Upstream merger – an upstream merger whereby a target company is merged into the purchaser vehicle may be an alternative solution. Here the purchaser vehicle takes on the acquisition debt and provides security for repayment. The target company is merged into the purchaser vehicle and therefore the target’s assets and income streams become available to repay the loan and widen the asset and income pool of the merged entity for the security package. This model is used in certain European jurisdictions already where there is a similar wide financial assistance prohibition. The new Commercial Code sets out a regime for such mergers. However, it is possible that such mergers may be challenged if the only basis for the merger is to circumvent the financial assistance prohibition. From a transaction execution perspective, the process and risks associated with an upstream merger will need to be taken into account.

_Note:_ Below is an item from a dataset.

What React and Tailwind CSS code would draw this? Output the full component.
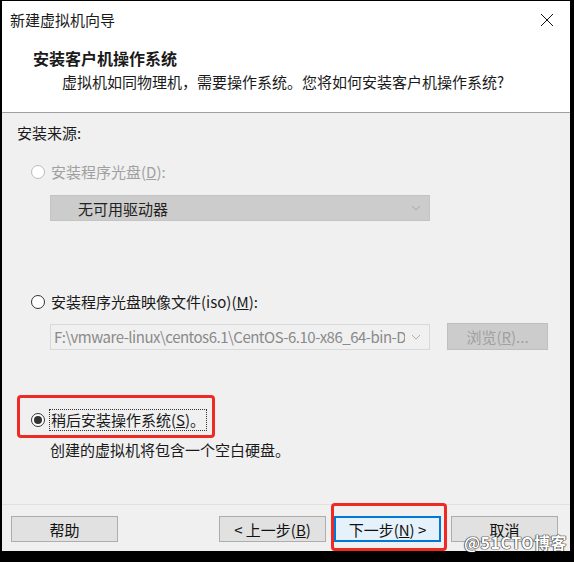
function Radio({ checked = false, disabled = false }) {
  return (
    <span
      className={`flex h-[14px] w-[14px] shrink-0 items-center justify-center rounded-full border bg-white ${
        disabled ? 'border-[#bcbcbc]' : 'border-[#333333]'
      }`}
    >
      {checked && <span className="h-[8px] w-[8px] rounded-full bg-[#333333]" />}
    </span>
  );
}

function Chevron({ color = '#a0a0a0' }) {
  return (
    <svg className="h-[8px] w-[10px] shrink-0" viewBox="0 0 10 8" fill="none" stroke={color} strokeWidth="1">
      <path d="M1 2l4 4 4-4" />
    </svg>
  );
}

function Button({ children, focused = false }) {
  return (
    <div
      className={`flex h-[26px] w-[107px] items-center justify-center bg-[#e1e1e1] text-[15px] leading-none text-[#111] ${
        focused ? 'border-2 border-[#0078d7] bg-[#e5f1fb]' : 'border border-[#adadad]'
      }`}
    >
      {children}
    </div>
  );
}

export default function App() {
  return (
    <div className="h-[562px] w-[574px] overflow-hidden bg-black pb-[11px] pl-[2px] pr-[4px] pt-px font-['Noto_Sans_CJK_SC',sans-serif] text-[#1a1a1a]">
      <div className="relative flex h-full flex-col bg-[#f0f0f0]">
        {/* Header */}
        <div className="h-[112px] shrink-0 border-b border-[#a0a0a0] bg-white">
          <div className="flex h-[38px] items-center justify-between pl-[8px] pr-[16px]">
            <span className="text-[15px] leading-[20px]">新建虚拟机向导</span>
            <svg className="h-[14px] w-[14px]" viewBox="0 0 14 14" fill="none" stroke="#111" strokeWidth="1">
              <path d="M1 1l12 12M13 1L1 13" />
            </svg>
          </div>
          <div className="pl-[31px] pt-[9px] text-[16px] font-bold leading-[20px]">安装客户机操作系统</div>
          <div className="pl-[60px] pt-[4px] text-[15px] leading-[20px]">
            虚拟机如同物理机，需要操作系统。您将如何安装客户机操作系统?
          </div>
        </div>

        {/* Content */}
        <div className="h-[391px] shrink-0 pl-[15px] pt-[10px]">
          <div className="text-[15px] leading-[20px]">安装来源:</div>

          <div className="mt-[19px] flex items-center gap-[6px] pl-[14px] text-[15px] leading-[20px] text-[#a0a0a0]">
            <Radio disabled />
            <span>
              安装程序光盘(<span className="underline">D</span>):
            </span>
          </div>
          <div className="ml-[33px] mt-[13px] flex h-[26px] w-[380px] items-center justify-between border border-[#c4c4c4] bg-[#cccccc] pl-[27px] pr-[8px] text-[15px] leading-none text-[#222]">
            <span>无可用驱动器</span>
            <Chevron color="#a8a8a8" />
          </div>

          <div className="mt-[71px] flex items-center gap-[6px] pl-[14px] text-[15px] leading-[20px]">
            <Radio />
            <span>
              安装程序光盘映像文件(iso)(<span className="underline">M</span>):
            </span>
          </div>
          <div className="ml-[33px] mt-[11px] flex items-center gap-[17px]">
            <div className="flex h-[26px] w-[380px] items-center justify-between gap-[6px] border border-[#d9d9d9] bg-[#f0f0f0] pl-[3px] pr-[8px] text-[15px] leading-[20px] text-[#8a8a8a]">
              <span className="overflow-hidden whitespace-nowrap tracking-[-0.5px]">
                F:\vmware-linux\centos6.1\CentOS-6.10-x86_64-bin-D
              </span>
              <Chevron color="#b0b0b0" />
            </div>
            <div className="flex h-[27px] w-[101px] items-center justify-center border border-[#bfbfbf] bg-[#cccccc] text-[15px] leading-none text-[#a0a0a0]">
              浏览(<span className="underline">R</span>)...
            </div>
          </div>

          <div className="mt-[59px] flex items-center gap-[4px] pl-[14px] text-[15px] leading-[20px]">
            <Radio checked />
            <span className="border border-dotted border-[#333] px-px">
              稍后安装操作系统(<span className="underline">S</span>)。
            </span>
          </div>
          <div className="ml-[33px] mt-[9px] text-[15px] leading-[20px]">创建的虚拟机将包含一个空白硬盘。</div>
        </div>

        {/* Footer */}
        <div className="flex flex-1 items-start border-t border-[#dfdfdf] pl-[9px] pr-[12px] pt-[11px]">
          <Button>帮助</Button>
          <div className="ml-auto flex items-center">
            <Button>
              &lt; 上一步(<span className="underline">B</span>)
            </Button>
            <div className="ml-[8px]">
              <Button focused>
                下一步(<span className="underline">N</span>) &gt;
              </Button>
            </div>
            <div className="ml-[10px]">
              <Button>取消</Button>
            </div>
          </div>
        </div>

        {/* Annotation boxes */}
        <div className="pointer-events-none absolute left-[15px] top-[394px] h-[43px] w-[198px] rounded-[4px] border-[3px] border-[#ee2a24]" />
        <div className="pointer-events-none absolute left-[329px] top-[502px] h-[48px] w-[116px] rounded-[4px] border-[3px] border-[#ee2a24]" />

        {/* Watermark */}
        <div className="pointer-events-none absolute bottom-[0px] right-[3px] text-[16px] font-bold leading-[17px] tracking-[0.5px] text-white [text-shadow:0_0_1px_#333,0_0_1px_#333,0_0_1px_#333,0_0_1px_#333]">
          @51CTO博客
        </div>
      </div>
    </div>
  );
}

Limited company conversion – the financial assistance prohibition applies only to joint stock companies. Whether companies will seek to convert to limited companies prior to the provision of financial assistance will be an interesting development.
These issues would need to be considered together with tax structuring advice.
The new Turkish Commercial Code has introduced a wide financial assistance prohibition on all joint stock companies. This is at a time when other European jurisdictions have relaxed those prohibitions by introducing exceptions or restricting the prohibition to public companies only. It will be interesting to see whether the legislature will seek to relax the prohibition in the future if it impedes substantial investment into Turkey or whether structuring solutions are successfully implemented by practitioners.